Pepperturbo, on 26 April 2011 - 07:50 PM, said:
OneBowTie, on 26 April 2011 - 07:27 PM, said:
Pepperturbo, on 26 April 2011 - 01:38 PM, said:
OneBowTie, on 26 April 2011 - 01:25 PM, said:
Really a good thread that has evolved into many good thoughts and suggestions.
In regards to OP's position of forced layups....... on long par 4's that changing tee box's would have no effect on, its just another design flaw that leads to slow play and long rounds.
I think that most all of todays slow play problems are related to design flaws of the golf course.
Courses that have 2 par 5's on the same side that a majority of golfers will try to get home in two generally leads to a huge back up on course.
Add in par 3's that stretch out to 200 plus yards with those go for it par 5's, and you have a slow play disaster in the making.
I also agree that courses that have OB within the course, is another course that most likely will have slow play and long rounds.

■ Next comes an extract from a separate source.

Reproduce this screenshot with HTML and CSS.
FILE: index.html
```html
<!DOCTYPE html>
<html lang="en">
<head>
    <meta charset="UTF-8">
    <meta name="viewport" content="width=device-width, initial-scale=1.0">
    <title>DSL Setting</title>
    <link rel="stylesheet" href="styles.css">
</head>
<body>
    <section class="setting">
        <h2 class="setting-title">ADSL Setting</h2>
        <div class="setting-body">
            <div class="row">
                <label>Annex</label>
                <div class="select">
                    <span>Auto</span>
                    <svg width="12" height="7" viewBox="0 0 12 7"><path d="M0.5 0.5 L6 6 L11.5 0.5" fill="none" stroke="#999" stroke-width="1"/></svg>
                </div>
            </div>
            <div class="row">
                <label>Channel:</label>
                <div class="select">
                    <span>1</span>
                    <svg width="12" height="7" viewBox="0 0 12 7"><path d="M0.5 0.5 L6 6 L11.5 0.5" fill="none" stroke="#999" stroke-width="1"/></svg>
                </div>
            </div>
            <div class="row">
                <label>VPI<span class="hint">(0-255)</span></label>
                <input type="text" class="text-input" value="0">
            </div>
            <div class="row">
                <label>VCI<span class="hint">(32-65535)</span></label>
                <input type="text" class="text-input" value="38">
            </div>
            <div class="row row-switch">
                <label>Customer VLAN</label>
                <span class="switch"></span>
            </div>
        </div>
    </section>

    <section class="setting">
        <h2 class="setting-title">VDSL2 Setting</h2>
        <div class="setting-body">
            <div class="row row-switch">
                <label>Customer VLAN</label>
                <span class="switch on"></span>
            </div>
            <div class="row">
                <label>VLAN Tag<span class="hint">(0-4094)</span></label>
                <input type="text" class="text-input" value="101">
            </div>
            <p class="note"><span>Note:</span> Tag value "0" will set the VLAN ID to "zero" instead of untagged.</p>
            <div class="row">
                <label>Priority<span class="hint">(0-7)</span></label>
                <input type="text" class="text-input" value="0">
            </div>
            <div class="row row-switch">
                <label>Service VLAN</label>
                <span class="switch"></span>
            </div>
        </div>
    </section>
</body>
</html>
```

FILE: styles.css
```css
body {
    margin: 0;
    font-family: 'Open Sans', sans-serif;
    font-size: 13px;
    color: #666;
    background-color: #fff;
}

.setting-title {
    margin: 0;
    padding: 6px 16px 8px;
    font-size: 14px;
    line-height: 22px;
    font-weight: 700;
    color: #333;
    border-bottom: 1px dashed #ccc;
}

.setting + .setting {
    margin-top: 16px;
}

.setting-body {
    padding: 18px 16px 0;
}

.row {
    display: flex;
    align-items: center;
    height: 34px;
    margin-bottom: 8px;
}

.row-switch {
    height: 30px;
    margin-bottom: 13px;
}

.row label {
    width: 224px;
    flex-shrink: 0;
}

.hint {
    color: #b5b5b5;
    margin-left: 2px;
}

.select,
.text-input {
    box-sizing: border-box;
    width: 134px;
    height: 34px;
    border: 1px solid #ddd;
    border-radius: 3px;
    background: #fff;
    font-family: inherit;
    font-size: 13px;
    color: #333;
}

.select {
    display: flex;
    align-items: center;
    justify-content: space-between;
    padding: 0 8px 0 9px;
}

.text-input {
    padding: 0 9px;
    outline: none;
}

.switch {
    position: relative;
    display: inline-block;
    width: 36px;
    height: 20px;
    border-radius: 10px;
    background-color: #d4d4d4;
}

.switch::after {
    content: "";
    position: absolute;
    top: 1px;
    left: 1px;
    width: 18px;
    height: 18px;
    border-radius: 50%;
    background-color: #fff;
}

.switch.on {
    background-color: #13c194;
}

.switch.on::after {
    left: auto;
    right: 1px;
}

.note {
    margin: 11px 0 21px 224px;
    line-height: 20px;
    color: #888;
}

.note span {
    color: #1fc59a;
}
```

Bad design in my opinion.
I also agree that any course that puts boulders, tree's or anything in the middle of the fairway is a bad design, and again, probably leads to slow play and course back ups.
I love a course that offers various challenge and design by having long and short holes, but if smartly designed, they will add to fast pace of play and challenging and enjoyable rounds by all.

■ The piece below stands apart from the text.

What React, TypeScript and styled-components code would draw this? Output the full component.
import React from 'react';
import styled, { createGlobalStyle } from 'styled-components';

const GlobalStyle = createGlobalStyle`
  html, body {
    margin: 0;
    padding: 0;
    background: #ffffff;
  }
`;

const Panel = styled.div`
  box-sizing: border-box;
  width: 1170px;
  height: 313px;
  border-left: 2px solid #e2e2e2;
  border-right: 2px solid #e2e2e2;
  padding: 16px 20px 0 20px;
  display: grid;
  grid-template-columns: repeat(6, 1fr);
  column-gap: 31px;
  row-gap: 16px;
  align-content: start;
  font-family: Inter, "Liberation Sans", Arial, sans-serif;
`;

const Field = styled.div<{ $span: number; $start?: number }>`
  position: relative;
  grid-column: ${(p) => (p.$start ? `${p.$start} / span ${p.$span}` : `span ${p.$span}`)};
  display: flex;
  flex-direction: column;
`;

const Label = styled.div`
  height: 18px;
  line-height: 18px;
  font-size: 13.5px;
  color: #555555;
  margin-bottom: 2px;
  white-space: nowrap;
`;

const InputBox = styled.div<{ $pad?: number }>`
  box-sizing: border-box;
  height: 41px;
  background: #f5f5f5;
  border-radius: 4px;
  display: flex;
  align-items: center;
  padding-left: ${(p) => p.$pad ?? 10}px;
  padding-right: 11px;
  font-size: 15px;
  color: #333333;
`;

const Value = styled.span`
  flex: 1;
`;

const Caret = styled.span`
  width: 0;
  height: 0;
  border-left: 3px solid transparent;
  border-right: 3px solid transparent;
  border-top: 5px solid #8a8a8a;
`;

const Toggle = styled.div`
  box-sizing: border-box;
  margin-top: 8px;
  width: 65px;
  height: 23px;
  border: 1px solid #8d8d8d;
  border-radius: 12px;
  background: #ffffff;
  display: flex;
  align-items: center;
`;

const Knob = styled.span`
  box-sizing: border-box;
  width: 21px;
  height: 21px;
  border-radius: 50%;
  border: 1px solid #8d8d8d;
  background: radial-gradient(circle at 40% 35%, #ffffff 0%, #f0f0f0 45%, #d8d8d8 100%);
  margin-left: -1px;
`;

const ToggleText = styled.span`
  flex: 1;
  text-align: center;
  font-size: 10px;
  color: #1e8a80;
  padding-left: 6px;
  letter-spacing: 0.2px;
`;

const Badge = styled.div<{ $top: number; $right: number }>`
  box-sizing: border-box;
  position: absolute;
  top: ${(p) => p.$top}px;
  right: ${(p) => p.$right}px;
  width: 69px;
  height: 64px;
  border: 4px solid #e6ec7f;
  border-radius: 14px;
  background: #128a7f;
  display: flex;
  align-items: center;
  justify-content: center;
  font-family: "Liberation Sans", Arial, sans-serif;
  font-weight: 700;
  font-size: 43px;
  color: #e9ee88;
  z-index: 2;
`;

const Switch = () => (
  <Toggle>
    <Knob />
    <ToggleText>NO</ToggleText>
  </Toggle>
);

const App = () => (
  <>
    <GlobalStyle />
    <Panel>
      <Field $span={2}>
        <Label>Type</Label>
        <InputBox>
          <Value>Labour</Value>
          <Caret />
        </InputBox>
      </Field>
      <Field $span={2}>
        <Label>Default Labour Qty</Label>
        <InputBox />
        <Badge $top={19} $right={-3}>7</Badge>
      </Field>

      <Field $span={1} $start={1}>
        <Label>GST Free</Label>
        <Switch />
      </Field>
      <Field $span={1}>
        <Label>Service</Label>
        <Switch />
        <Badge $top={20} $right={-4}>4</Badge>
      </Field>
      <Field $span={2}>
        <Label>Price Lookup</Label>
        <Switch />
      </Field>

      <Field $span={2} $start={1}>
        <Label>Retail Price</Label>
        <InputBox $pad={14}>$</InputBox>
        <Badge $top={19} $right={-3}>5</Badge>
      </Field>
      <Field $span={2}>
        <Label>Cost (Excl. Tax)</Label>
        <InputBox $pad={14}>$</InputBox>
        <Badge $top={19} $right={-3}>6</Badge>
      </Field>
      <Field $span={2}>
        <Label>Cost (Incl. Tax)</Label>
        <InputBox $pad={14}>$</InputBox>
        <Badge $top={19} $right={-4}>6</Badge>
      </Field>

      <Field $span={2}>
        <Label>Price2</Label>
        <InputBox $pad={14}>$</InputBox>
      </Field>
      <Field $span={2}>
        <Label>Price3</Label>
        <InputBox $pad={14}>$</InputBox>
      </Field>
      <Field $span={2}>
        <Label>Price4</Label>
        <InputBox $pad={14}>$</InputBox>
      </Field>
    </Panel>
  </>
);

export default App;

A par 4 that measures 450 plus that has a pond at 200 yards in the middle of the fairway is a lousy design, hit a drive 190 and have to hit 260 to get home- just isn't a reality for most amateur golfers- which will cause for tons of balls in drink off tee, and then tons more lost left/right for over swinging- which leads to a huge course back up and slow play.... I would avoid that type of course at all costs.
Sorry, but blaming slow play or someone's poor judgment, or... on course design is simply ludicrous.... All golfers have 14 clubs in their bag. Its not the designers fault if many only use this or that club because it's their favorite or longest club. At that juncture they should be using course management, moreover practicing to be effective with all fourteen clubs and have the good sense to move up to the tee that allows them reasonable GIR and possibly to clear the hazard. If my 12 handicap wife can manage it from the White tees' there's no reason men can't.
Slow play in almost all cases has to do with course design....... like I said, where you have a course that has 2 par 5's on same side where most golfers are going to try and get home in two is bad course design..... OB within the course is bad design, has nothing to do with what or how your wife hits a golf ball.... these are just a few examples of what starts/adds too/creates slow play. Or I suppose you don't think a course that has a par 5 that most golfers tend to go for it in two, followed up on the next hole by a very long par 3 with a long carry over a hazard and surrounded by deep bunkers everywhere doesn't add to slow play either
.... bad course designs add to slow play, course management is just another element that can also lead to slow play.......
And seeing how you mentioned GPS units- I love em and use them, but I am seeing more and more people use them and instead of it speeding up their play, they seem to cause them to slow down play.....they tend to look at their GPS units, then start walking all over the course to see a marked sprinkler head to check the yardage of their unit..... then go back to cart and get a club..... but some would say that they are exercising good course management to get the very best yardage available to them
- I call it slow play period.
I have seen plenty of par 4 holes that force almost ALL golfers to layup..... I guess you think on a course like that most golfers should go from playing 6300 yards to the 5200 yard tee marker so that they can clear the hazard!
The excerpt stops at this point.